The change, which was announced in the autumn budget, will see employers’ NI contributions rise to 15% from April 2025. 

Speaking at The Yorkshire Post’s Great Northern Conference in Hull, Reeves said: “I’m not going to pretend that it’s going to be easy for businesses, or indeed for charities or local authorities, to absorb, especially, the national insurance increase.

“But we made a comitment during the general election that we wouldn’t increase taxes on working people, because over the last few years it has been working people that have had to bear the brunt of tax increases.”

Citing Labour’s election campaign promise not to increase income tax, VAT or national insurance on employees, Reeves maintained that the party had “managed to stick to that manifesto commitment”.

However, the Conservatives have argued that, because Labour did not specify between employee and employer contributions, it did not stick to its manifesto pledge. 
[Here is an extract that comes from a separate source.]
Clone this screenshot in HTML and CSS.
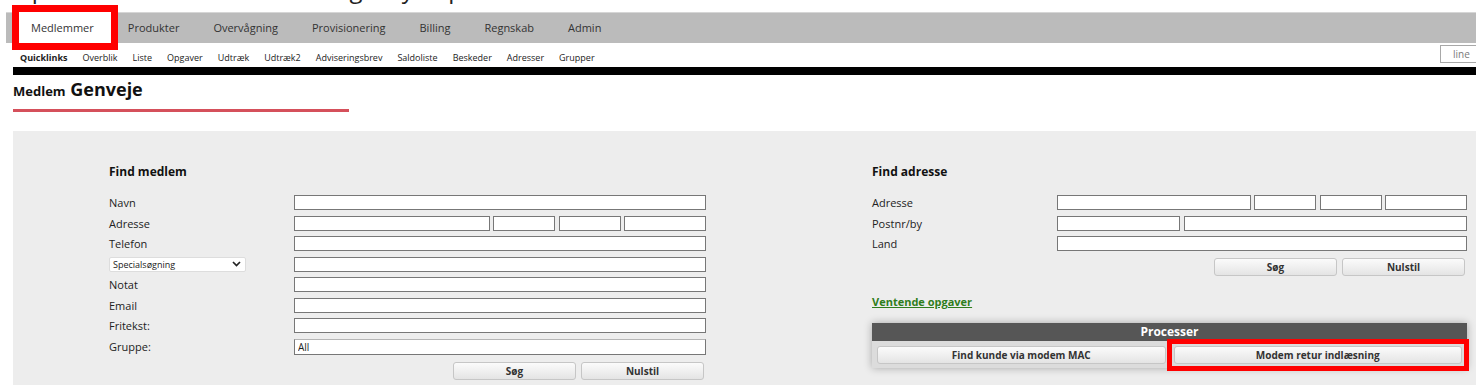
FILE: index.html
```html
<!DOCTYPE html>
<html lang="da">
<head>
    <meta charset="UTF-8">
    <meta name="viewport" content="width=device-width, initial-scale=1.0">
    <link rel="stylesheet" href="styles.css">
    <title>Medlem Genveje</title>
</head>
<body>
    <div class="doc-title">
        <h1>Opret modem retur indlæsning – ny import</h1>
    </div>

    <nav class="mainnav">
        <a class="active" href="#">Medlemmer</a>
        <a href="#">Produkter</a>
        <a href="#">Overvågning</a>
        <a href="#">Provisionering</a>
        <a href="#">Billing</a>
        <a href="#">Regnskab</a>
        <a href="#">Admin</a>
    </nav>

    <div class="subnav">
        <a href="#"><b>Quicklinks</b></a>
        <a href="#">Overblik</a>
        <a href="#">Liste</a>
        <a href="#">Opgaver</a>
        <a href="#">Udtræk</a>
        <a href="#">Udtræk2</a>
        <a href="#">Adviseringsbrev</a>
        <a href="#">Saldoliste</a>
        <a href="#">Beskeder</a>
        <a href="#">Adresser</a>
        <a href="#">Grupper</a>
        <span class="line-toggle">line</span>
    </div>
    <div class="blackbar"></div>

    <h2 class="pagehead"><small>Medlem</small> Genveje</h2>

    <div class="panel">
        <!-- venstre kolonne: find medlem -->
        <div class="col col-left">
            <h3>Find medlem</h3>
            <div class="fields">
                <label>Navn</label>
                <input class="txt" type="text">

                <label>Adresse</label>
                <div class="split">
                    <input class="txt" type="text">
                    <input class="txt short" type="text">
                    <input class="txt short" type="text">
                    <input class="txt medium" type="text">
                </div>

                <label>Telefon</label>
                <input class="txt" type="text">

                <div class="special">
                    <span>Specialsøgning</span>
                    <svg width="9" height="6" viewBox="0 0 9 6"><path d="M1 1 L4.5 4.5 L8 1" fill="none" stroke="#222" stroke-width="1.7"/></svg>
                </div>
                <input class="txt" type="text">

                <label>Notat</label>
                <input class="txt" type="text">

                <label>Email</label>
                <input class="txt" type="text">

                <label>Fritekst:</label>
                <input class="txt" type="text">

                <label>Gruppe:</label>
                <input class="txt group" type="text" value="All">
            </div>
            <div class="actions actions-left">
                <button class="btn">Søg</button>
                <button class="btn">Nulstil</button>
            </div>
        </div>

        <!-- højre kolonne: find adresse + processer -->
        <div class="col col-right">
            <h3>Find adresse</h3>
            <div class="fields">
                <label>Adresse</label>
                <div class="split">
                    <input class="txt" type="text">
                    <input class="txt short" type="text">
                    <input class="txt short" type="text">
                    <input class="txt medium" type="text">
                </div>

                <label>Postnr/by</label>
                <div class="split">
                    <input class="txt zip" type="text">
                    <input class="txt" type="text">
                </div>

                <label>Land</label>
                <input class="txt" type="text">
            </div>
            <div class="actions">
                <button class="btn">Søg</button>
                <button class="btn">Nulstil</button>
            </div>

            <div class="pending"><a href="#">Ventende opgaver</a></div>

            <div class="processes">
                <h4>Processer</h4>
                <div class="process-row">
                    <div class="process-cell"><button class="btn">Find kunde via modem MAC</button></div>
                    <div class="process-cell flagged"><button class="btn">Modem retur indlæsning</button></div>
                </div>
            </div>
        </div>
    </div>
</body>
</html>
```

FILE: styles.css
```css
body {
    margin: 0;
    font-family: "Open Sans", "Liberation Sans", Arial, sans-serif;
    color: #222;
    background-color: #fff;
    overflow: hidden;
}
a {
    color: #222;
    text-decoration: none;
}

/* afskåret overskrift i toppen */
.doc-title {
    height: 12px;
    overflow: hidden;
    padding-left: 13px;
}
.doc-title h1 {
    margin: -23px 0 0;
    font-size: 24px;
    font-weight: normal;
    line-height: 24px;
    white-space: nowrap;
}

/* hovedmenu */
.mainnav {
    display: flex;
    height: 31px;
    margin-left: 6px;
    padding-left: 13px;
    background: linear-gradient(#d6d6d6 0, #d6d6d6 1px, #bbb 1px);
}
.mainnav a {
    padding: 0 17px;
    font-size: 11px;
    line-height: 31px;
    color: #333;
}
.mainnav a.active {
    background-color: #fff;
    padding-left: 12px;
    outline: 7px solid #f00;
}

/* undermenu */
.subnav {
    display: flex;
    align-items: flex-end;
    gap: 15px;
    height: 24px;
    box-sizing: border-box;
    padding: 0 0 3px 20px;
    font-size: 9px;
    line-height: 12px;
    overflow: hidden;
}
.line-toggle {
    align-self: flex-start;
    margin: 2px -8px 0 auto;
    width: 44px;
    height: 18px;
    box-sizing: border-box;
    border: 1px solid #a8a8a8;
    padding-left: 12px;
    font-size: 10px;
    line-height: 16px;
    color: #7a7a7a;
}
.blackbar {
    height: 8px;
    margin-left: 13px;
    background-color: #000;
}

/* sidetitel */
.pagehead {
    width: 336px;
    margin: 0 0 19px 13px;
    padding: 2px 0 6px;
    border-bottom: 3px solid #d5505b;
    font-size: 18px;
    line-height: 24px;
    font-weight: bold;
    color: #111;
}
.pagehead small {
    font-size: 13px;
}

/* grå søgeflade */
.panel {
    display: flex;
    gap: 166px;
    margin-left: 13px;
    padding: 33px 9px 60px 96px;
    background-color: #ededed;
}
.col-left {
    width: 597px;
}
.col-right {
    width: 595px;
}
.col h3 {
    margin: 0 0 15px;
    font-size: 12px;
    line-height: 16px;
    color: #111;
}
.fields {
    display: grid;
    grid-template-columns: 185px 1fr;
    grid-auto-rows: 15px;
    row-gap: 5.5px;
}
.fields label {
    font-size: 11px;
    line-height: 15px;
}
.txt {
    display: block;
    width: 100%;
    height: 15px;
    margin: 0;
    box-sizing: border-box;
    padding: 0 3px;
    border: 1px solid #777;
    background-color: #fff;
    font-family: inherit;
    font-size: 10px;
    color: #222;
}
.txt.group {
    height: 16px;
    border-top-color: #b5b5b5;
}
.split {
    display: flex;
    gap: 3.5px;
}
.split .txt {
    flex: 1;
}
.split .short {
    flex: none;
    width: 62px;
}
.split .medium {
    flex: none;
    width: 82px;
}
.split .zip {
    flex: none;
    width: 123px;
}
.special {
    display: flex;
    align-items: center;
    justify-content: space-between;
    width: 137px;
    height: 15px;
    box-sizing: border-box;
    padding: 0 4px 0 3px;
    border: 1px solid #ddd;
    border-radius: 2px;
    background-color: #fff;
    font-size: 9px;
}

.actions {
    display: flex;
    justify-content: flex-end;
    gap: 5px;
    margin-top: 7px;
    padding-right: 2px;
}
.actions-left {
    margin-top: 8px;
}
.btn {
    width: 123px;
    height: 18px;
    padding: 0;
    border: 1px solid #c6c6c6;
    border-radius: 3px;
    background: linear-gradient(#fbfbfb, #e4e4e4);
    font-family: inherit;
    font-size: 10px;
    font-weight: bold;
    color: #333;
}

.pending {
    margin-top: 18px;
    font-size: 11px;
    line-height: 15px;
    font-weight: bold;
}
.pending a {
    color: #2f7d1c;
    text-decoration: underline;
}

/* processer-boks */
.processes {
    margin-top: 14px;
    background-color: #dcdcdc;
    box-shadow: 0 0 8px rgba(0, 0, 0, 0.3);
}
.processes h4 {
    margin: 0;
    background-color: #565656;
    color: #fff;
    font-size: 12px;
    line-height: 18px;
    text-align: center;
}
.process-row {
    display: flex;
    gap: 8px;
    padding: 5px 5px 4px;
}
.process-cell {
    flex: 1;
}
.process-cell .btn {
    display: block;
    width: 100%;
}
.process-cell.flagged {
    outline: 5px solid #f00;
    outline-offset: 2px;
}
```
The chancellor has also not ruled out further tax rises in the coming years, despite saying the opposite at the Confederation of British Industry’s annual conference last Monday (25 November). 

Following the Hull conference, Reeves added: “I have now set the envelope for government spending for the next few years so I’m not going to need to come back and top that up, either with more borrowing or more taxes.

“Now, I can’t write five years’ worth of budgets in just five months – we don’t know what might happen in the future in terms of shocks to the economy – but I can give businesses the confidence in this budget we have wiped the slate clean, we will never have to do a budget like this again.”